**TASK DIRECTIONS**
Copy out each line exactly; pictures stay out of the copy.

**SUPPLIED DATA**
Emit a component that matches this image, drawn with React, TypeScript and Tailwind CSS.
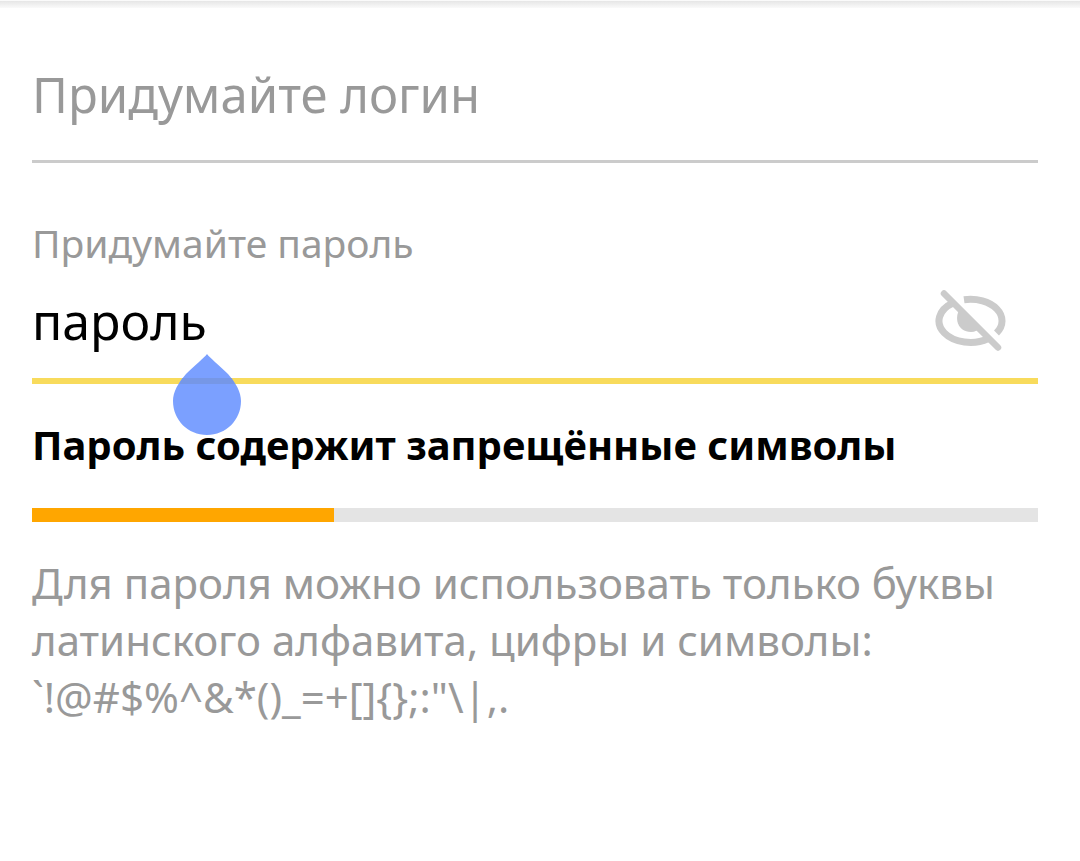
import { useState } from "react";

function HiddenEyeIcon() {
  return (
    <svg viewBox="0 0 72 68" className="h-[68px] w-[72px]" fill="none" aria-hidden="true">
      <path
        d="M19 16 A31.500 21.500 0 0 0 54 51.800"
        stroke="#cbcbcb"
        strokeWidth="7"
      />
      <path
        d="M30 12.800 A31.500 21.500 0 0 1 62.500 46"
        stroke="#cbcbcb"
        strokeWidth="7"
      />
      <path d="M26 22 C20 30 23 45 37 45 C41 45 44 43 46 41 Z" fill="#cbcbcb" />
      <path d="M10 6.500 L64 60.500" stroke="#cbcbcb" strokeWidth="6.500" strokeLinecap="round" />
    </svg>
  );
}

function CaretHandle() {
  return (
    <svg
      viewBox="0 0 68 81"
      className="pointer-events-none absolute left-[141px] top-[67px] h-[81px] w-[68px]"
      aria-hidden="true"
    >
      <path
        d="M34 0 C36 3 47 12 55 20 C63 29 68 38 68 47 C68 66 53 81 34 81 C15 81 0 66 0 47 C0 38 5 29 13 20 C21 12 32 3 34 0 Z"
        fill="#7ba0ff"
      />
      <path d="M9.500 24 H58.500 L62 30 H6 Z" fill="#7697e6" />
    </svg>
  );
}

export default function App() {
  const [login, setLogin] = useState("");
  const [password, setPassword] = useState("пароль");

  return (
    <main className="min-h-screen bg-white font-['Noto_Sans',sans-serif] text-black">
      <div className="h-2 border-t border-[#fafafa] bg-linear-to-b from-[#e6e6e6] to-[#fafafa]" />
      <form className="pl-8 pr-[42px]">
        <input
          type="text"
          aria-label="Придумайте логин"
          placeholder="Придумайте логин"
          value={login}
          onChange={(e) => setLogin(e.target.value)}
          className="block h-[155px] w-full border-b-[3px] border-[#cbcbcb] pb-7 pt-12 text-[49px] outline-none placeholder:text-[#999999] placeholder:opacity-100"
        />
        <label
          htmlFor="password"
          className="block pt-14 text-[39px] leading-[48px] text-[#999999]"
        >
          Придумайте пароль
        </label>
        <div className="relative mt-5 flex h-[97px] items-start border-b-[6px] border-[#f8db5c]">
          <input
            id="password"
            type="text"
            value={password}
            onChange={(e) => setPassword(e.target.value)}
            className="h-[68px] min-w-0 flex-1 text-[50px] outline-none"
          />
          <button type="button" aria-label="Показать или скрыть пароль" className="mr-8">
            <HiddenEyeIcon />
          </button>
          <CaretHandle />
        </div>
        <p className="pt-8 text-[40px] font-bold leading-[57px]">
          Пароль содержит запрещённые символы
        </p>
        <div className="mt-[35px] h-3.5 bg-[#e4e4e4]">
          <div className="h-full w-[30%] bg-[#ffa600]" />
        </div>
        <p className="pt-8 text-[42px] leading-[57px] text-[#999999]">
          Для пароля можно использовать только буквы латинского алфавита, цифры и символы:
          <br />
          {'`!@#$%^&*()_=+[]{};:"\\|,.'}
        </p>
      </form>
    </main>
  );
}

**RESPONSE TO THE TASK**
Emit a component that matches this image, drawn with React, TypeScript and Tailwind CSS.
import { useState } from "react";

function HiddenEyeIcon() {
  return (
    <svg viewBox="0 0 72 68" className="h-[68px] w-[72px]" fill="none" aria-hidden="true">
      <path
        d="M19 16 A31.500 21.500 0 0 0 54 51.800"
        stroke="#cbcbcb"
        strokeWidth="7"
      />
      <path
        d="M30 12.800 A31.500 21.500 0 0 1 62.500 46"
        stroke="#cbcbcb"
        strokeWidth="7"
      />
      <path d="M26 22 C20 30 23 45 37 45 C41 45 44 43 46 41 Z" fill="#cbcbcb" />
      <path d="M10 6.500 L64 60.500" stroke="#cbcbcb" strokeWidth="6.500" strokeLinecap="round" />
    </svg>
  );
}

function CaretHandle() {
  return (
    <svg
      viewBox="0 0 68 81"
      className="pointer-events-none absolute left-[141px] top-[67px] h-[81px] w-[68px]"
      aria-hidden="true"
    >
      <path
        d="M34 0 C36 3 47 12 55 20 C63 29 68 38 68 47 C68 66 53 81 34 81 C15 81 0 66 0 47 C0 38 5 29 13 20 C21 12 32 3 34 0 Z"
        fill="#7ba0ff"
      />
      <path d="M9.500 24 H58.500 L62 30 H6 Z" fill="#7697e6" />
    </svg>
  );
}

export default function App() {
  const [login, setLogin] = useState("");
  const [password, setPassword] = useState("пароль");

  return (
    <main className="min-h-screen bg-white font-['Noto_Sans',sans-serif] text-black">
      <div className="h-2 border-t border-[#fafafa] bg-linear-to-b from-[#e6e6e6] to-[#fafafa]" />
      <form className="pl-8 pr-[42px]">
        <input
          type="text"
          aria-label="Придумайте логин"
          placeholder="Придумайте логин"
          value={login}
          onChange={(e) => setLogin(e.target.value)}
          className="block h-[155px] w-full border-b-[3px] border-[#cbcbcb] pb-7 pt-12 text-[49px] outline-none placeholder:text-[#999999] placeholder:opacity-100"
        />
        <label
          htmlFor="password"
          className="block pt-14 text-[39px] leading-[48px] text-[#999999]"
        >
          Придумайте пароль
        </label>
        <div className="relative mt-5 flex h-[97px] items-start border-b-[6px] border-[#f8db5c]">
          <input
            id="password"
            type="text"
            value={password}
            onChange={(e) => setPassword(e.target.value)}
            className="h-[68px] min-w-0 flex-1 text-[50px] outline-none"
          />
          <button type="button" aria-label="Показать или скрыть пароль" className="mr-8">
            <HiddenEyeIcon />
          </button>
          <CaretHandle />
        </div>
        <p className="pt-8 text-[40px] font-bold leading-[57px]">
          Пароль содержит запрещённые символы
        </p>
        <div className="mt-[35px] h-3.5 bg-[#e4e4e4]">
          <div className="h-full w-[30%] bg-[#ffa600]" />
        </div>
        <p className="pt-8 text-[42px] leading-[57px] text-[#999999]">
          Для пароля можно использовать только буквы латинского алфавита, цифры и символы:
          <br />
          {'`!@#$%^&*()_=+[]{};:"\\|,.'}
        </p>
      </form>
    </main>
  );
}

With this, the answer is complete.